None of that knowledge required shipping jEngine as a production engine. It required building one far enough to hit the real problems.

The game I was building it for is now in Unity. The next game is in Unreal. Both of those decisions feel more correct now than they would have before I spent four months building the thing they abstract over.

What I'd do differently

Design the ECS API before implementing storage. Write the system code you want to write first, in terms of how you'd like to access components, then build the storage layer to support it. I did it backwards and refactored twice.

Accept that batching needs a layering system on day one. The sprite sort-by-depth problem is trivial to design in at the start and painful to bolt on later. I bolted it on later.

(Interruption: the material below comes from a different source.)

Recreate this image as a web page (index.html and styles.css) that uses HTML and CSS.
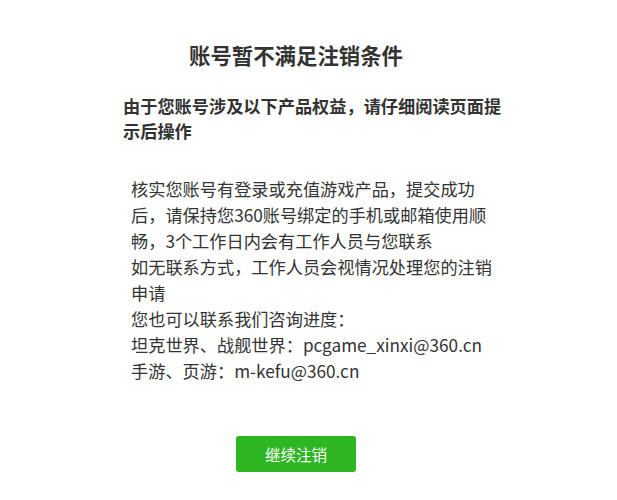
FILE: index.html
```html
<!DOCTYPE html>
<html lang="zh-CN">

<head>
    <meta charset="UTF-8">
    <meta name="viewport" content="width=device-width, initial-scale=1.0">
    <title>账号注销</title>
    <link rel="stylesheet" href="styles.css">
</head>

<body>
    <main class="cancel-page">
        <h1 class="cancel-title">账号暂不满足注销条件</h1>
        <p class="cancel-tip">由于您账号涉及以下产品权益，请仔细阅读页面提示后操作</p>
        <div class="cancel-info">
            <p>核实您账号有登录或充值游戏产品，提交成功后，请保持您360账号绑定的手机或邮箱使用顺畅，3个工作日内会有工作人员与您联系</p>
            <p>如无联系方式，工作人员会视情况处理您的注销申请</p>
            <p>您也可以联系我们咨询进度：</p>
            <p>坦克世界、战舰世界：pcgame_xinxi@360.cn</p>
            <p>手游、页游：m-kefu@360.cn</p>
        </div>
        <div class="cancel-action">
            <button type="button" class="btn-continue">继续注销</button>
        </div>
    </main>
</body>

</html>
```

FILE: styles.css
```css
body {
    margin: 0;
    padding: 0;
    background: #fff;
    color: #333;
    font-family: "Noto Sans CJK SC", "Noto Sans", sans-serif;
}

.cancel-page {
    width: 592px;
    padding-top: 40px;
}

.cancel-title {
    margin: 0;
    font-size: 21.4px;
    line-height: 30px;
    font-weight: bold;
    text-align: center;
}

.cancel-tip {
    margin: 23px 0 0 123px;
    width: 386px;
    font-size: 17.2px;
    line-height: 25px;
    font-weight: bold;
}

.cancel-info {
    margin: 33px 0 0 131px;
    width: 368px;
    font-size: 17.2px;
    line-height: 26px;
}

.cancel-info p {
    margin: 0;
}

.cancel-action {
    margin-top: 52px;
    text-align: center;
}

.btn-continue {
    width: 120px;
    height: 36px;
    border: none;
    border-radius: 3px;
    background-color: #2db522;
    color: #fff;
    font-family: inherit;
    font-size: 15.5px;
    cursor: pointer;
}

.btn-continue:hover {
    background-color: #28a31e;
}
```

Don't try to write a general asset pipeline. For a learning project, hardcode your asset loading. You'll learn more about the rendering and less about MIME types.

Write tests for the ECS. The renderer is hard to unit test. The ECS is not. I had almost no tests and paid for it every time I refactored the storage layer.

Use wgpu but also look at how render graphs work sooner. The wgpu API pushes you toward a flat list of render passes. Real engines use a render graph to express dependencies between passes. Understanding this earlier would have saved me a mess I made around pass ordering.

No regrets

Four months, a lot of late nights, somewhere around 8,000 lines of Rust, and one archived repository.

I can look at any renderer now and understand what it's doing. I can read wgpu changelogs and know exactly what they mean. I can look at Bevy's source and follow the logic without getting lost. I have opinions about ECS design that are based on having built one and having it break in specific ways.

That's worth a lot more than a clean git history.

Archive it. Take the lessons. Move on.